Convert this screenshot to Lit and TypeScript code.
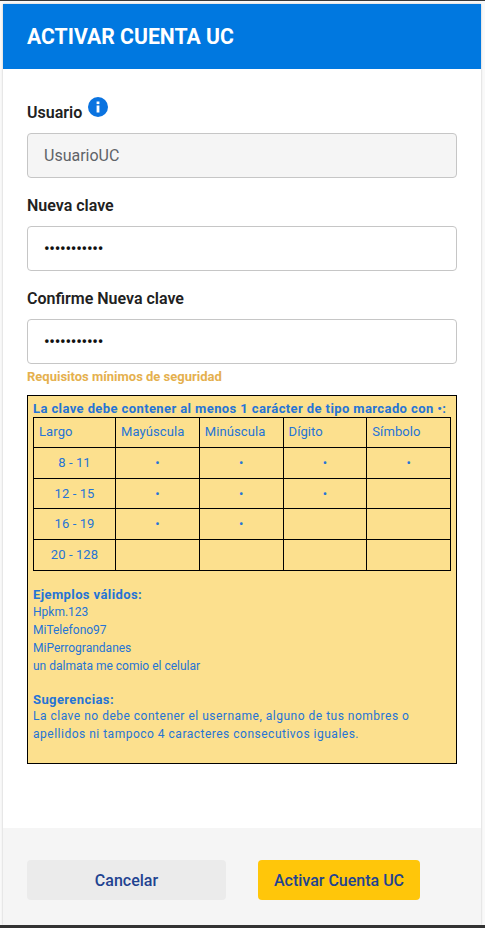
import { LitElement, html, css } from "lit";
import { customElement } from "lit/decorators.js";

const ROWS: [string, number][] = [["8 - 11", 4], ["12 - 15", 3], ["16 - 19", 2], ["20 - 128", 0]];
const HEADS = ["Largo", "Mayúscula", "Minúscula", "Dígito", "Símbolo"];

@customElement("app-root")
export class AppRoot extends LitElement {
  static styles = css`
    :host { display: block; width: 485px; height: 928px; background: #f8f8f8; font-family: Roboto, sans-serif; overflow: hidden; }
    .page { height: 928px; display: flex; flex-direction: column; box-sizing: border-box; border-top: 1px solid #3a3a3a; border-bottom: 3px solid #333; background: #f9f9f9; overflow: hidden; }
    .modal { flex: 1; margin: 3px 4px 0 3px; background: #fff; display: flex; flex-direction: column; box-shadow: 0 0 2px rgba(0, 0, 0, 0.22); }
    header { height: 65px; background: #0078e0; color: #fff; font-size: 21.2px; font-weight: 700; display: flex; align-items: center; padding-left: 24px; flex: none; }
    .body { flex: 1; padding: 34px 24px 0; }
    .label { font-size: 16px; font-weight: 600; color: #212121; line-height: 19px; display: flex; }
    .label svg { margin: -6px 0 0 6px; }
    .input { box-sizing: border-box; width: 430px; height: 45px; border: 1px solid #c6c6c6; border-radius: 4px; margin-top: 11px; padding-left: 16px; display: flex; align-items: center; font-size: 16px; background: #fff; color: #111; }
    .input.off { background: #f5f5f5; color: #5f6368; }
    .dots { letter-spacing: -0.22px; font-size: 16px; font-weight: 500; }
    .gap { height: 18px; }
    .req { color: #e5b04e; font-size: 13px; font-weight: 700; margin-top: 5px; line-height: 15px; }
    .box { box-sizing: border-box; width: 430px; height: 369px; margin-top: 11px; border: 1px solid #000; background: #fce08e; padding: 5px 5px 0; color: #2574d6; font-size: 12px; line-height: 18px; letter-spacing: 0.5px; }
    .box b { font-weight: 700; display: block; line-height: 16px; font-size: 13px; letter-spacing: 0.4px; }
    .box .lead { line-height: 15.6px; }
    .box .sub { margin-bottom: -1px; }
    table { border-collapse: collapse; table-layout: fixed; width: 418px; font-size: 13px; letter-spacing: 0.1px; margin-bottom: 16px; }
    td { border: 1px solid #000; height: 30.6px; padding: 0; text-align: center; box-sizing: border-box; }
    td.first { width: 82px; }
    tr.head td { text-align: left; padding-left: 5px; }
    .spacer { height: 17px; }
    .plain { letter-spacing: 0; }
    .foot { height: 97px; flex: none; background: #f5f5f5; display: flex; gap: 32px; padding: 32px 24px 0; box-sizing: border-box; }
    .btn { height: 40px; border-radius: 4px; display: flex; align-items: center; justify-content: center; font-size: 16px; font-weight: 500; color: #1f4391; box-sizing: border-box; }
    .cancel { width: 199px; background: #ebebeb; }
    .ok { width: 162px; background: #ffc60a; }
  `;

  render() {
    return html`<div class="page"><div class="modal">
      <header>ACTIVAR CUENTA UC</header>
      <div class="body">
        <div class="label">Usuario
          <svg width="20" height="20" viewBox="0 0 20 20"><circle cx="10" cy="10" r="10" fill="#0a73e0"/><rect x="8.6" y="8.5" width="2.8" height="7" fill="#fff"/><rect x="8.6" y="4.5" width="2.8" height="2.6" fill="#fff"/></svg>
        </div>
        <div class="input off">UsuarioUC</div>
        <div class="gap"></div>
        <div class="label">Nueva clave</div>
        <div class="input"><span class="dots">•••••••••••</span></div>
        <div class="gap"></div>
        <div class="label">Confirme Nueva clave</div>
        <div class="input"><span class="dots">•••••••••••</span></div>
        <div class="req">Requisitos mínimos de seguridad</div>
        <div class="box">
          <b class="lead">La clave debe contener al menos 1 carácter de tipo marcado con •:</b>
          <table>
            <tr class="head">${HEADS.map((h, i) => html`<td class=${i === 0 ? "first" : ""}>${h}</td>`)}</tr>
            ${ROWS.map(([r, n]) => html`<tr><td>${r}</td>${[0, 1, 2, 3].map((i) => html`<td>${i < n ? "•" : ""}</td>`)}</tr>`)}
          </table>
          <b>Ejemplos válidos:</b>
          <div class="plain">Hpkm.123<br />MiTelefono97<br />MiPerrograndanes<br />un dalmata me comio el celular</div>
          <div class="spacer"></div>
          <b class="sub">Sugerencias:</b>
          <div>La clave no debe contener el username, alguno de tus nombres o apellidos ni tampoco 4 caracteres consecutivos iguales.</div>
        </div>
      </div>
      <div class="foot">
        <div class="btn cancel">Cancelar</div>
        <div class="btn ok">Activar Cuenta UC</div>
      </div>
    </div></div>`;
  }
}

****************************************

#### [Short exercise]
Send back the data above word for word, with the pictures left out.

#### [Answer to this task]
Convert this screenshot to Lit and TypeScript code.
import { LitElement, html, css } from "lit";
import { customElement } from "lit/decorators.js";

const ROWS: [string, number][] = [["8 - 11", 4], ["12 - 15", 3], ["16 - 19", 2], ["20 - 128", 0]];
const HEADS = ["Largo", "Mayúscula", "Minúscula", "Dígito", "Símbolo"];

@customElement("app-root")
export class AppRoot extends LitElement {
  static styles = css`
    :host { display: block; width: 485px; height: 928px; background: #f8f8f8; font-family: Roboto, sans-serif; overflow: hidden; }
    .page { height: 928px; display: flex; flex-direction: column; box-sizing: border-box; border-top: 1px solid #3a3a3a; border-bottom: 3px solid #333; background: #f9f9f9; overflow: hidden; }
    .modal { flex: 1; margin: 3px 4px 0 3px; background: #fff; display: flex; flex-direction: column; box-shadow: 0 0 2px rgba(0, 0, 0, 0.22); }
    header { height: 65px; background: #0078e0; color: #fff; font-size: 21.2px; font-weight: 700; display: flex; align-items: center; padding-left: 24px; flex: none; }
    .body { flex: 1; padding: 34px 24px 0; }
    .label { font-size: 16px; font-weight: 600; color: #212121; line-height: 19px; display: flex; }
    .label svg { margin: -6px 0 0 6px; }
    .input { box-sizing: border-box; width: 430px; height: 45px; border: 1px solid #c6c6c6; border-radius: 4px; margin-top: 11px; padding-left: 16px; display: flex; align-items: center; font-size: 16px; background: #fff; color: #111; }
    .input.off { background: #f5f5f5; color: #5f6368; }
    .dots { letter-spacing: -0.22px; font-size: 16px; font-weight: 500; }
    .gap { height: 18px; }
    .req { color: #e5b04e; font-size: 13px; font-weight: 700; margin-top: 5px; line-height: 15px; }
    .box { box-sizing: border-box; width: 430px; height: 369px; margin-top: 11px; border: 1px solid #000; background: #fce08e; padding: 5px 5px 0; color: #2574d6; font-size: 12px; line-height: 18px; letter-spacing: 0.5px; }
    .box b { font-weight: 700; display: block; line-height: 16px; font-size: 13px; letter-spacing: 0.4px; }
    .box .lead { line-height: 15.6px; }
    .box .sub { margin-bottom: -1px; }
    table { border-collapse: collapse; table-layout: fixed; width: 418px; font-size: 13px; letter-spacing: 0.1px; margin-bottom: 16px; }
    td { border: 1px solid #000; height: 30.6px; padding: 0; text-align: center; box-sizing: border-box; }
    td.first { width: 82px; }
    tr.head td { text-align: left; padding-left: 5px; }
    .spacer { height: 17px; }
    .plain { letter-spacing: 0; }
    .foot { height: 97px; flex: none; background: #f5f5f5; display: flex; gap: 32px; padding: 32px 24px 0; box-sizing: border-box; }
    .btn { height: 40px; border-radius: 4px; display: flex; align-items: center; justify-content: center; font-size: 16px; font-weight: 500; color: #1f4391; box-sizing: border-box; }
    .cancel { width: 199px; background: #ebebeb; }
    .ok { width: 162px; background: #ffc60a; }
  `;

  render() {
    return html`<div class="page"><div class="modal">
      <header>ACTIVAR CUENTA UC</header>
      <div class="body">
        <div class="label">Usuario
          <svg width="20" height="20" viewBox="0 0 20 20"><circle cx="10" cy="10" r="10" fill="#0a73e0"/><rect x="8.6" y="8.5" width="2.8" height="7" fill="#fff"/><rect x="8.6" y="4.5" width="2.8" height="2.6" fill="#fff"/></svg>
        </div>
        <div class="input off">UsuarioUC</div>
        <div class="gap"></div>
        <div class="label">Nueva clave</div>
        <div class="input"><span class="dots">•••••••••••</span></div>
        <div class="gap"></div>
        <div class="label">Confirme Nueva clave</div>
        <div class="input"><span class="dots">•••••••••••</span></div>
        <div class="req">Requisitos mínimos de seguridad</div>
        <div class="box">
          <b class="lead">La clave debe contener al menos 1 carácter de tipo marcado con •:</b>
          <table>
            <tr class="head">${HEADS.map((h, i) => html`<td class=${i === 0 ? "first" : ""}>${h}</td>`)}</tr>
            ${ROWS.map(([r, n]) => html`<tr><td>${r}</td>${[0, 1, 2, 3].map((i) => html`<td>${i < n ? "•" : ""}</td>`)}</tr>`)}
          </table>
          <b>Ejemplos válidos:</b>
          <div class="plain">Hpkm.123<br />MiTelefono97<br />MiPerrograndanes<br />un dalmata me comio el celular</div>
          <div class="spacer"></div>
          <b class="sub">Sugerencias:</b>
          <div>La clave no debe contener el username, alguno de tus nombres o apellidos ni tampoco 4 caracteres consecutivos iguales.</div>
        </div>
      </div>
      <div class="foot">
        <div class="btn cancel">Cancelar</div>
        <div class="btn ok">Activar Cuenta UC</div>
      </div>
    </div></div>`;
  }
}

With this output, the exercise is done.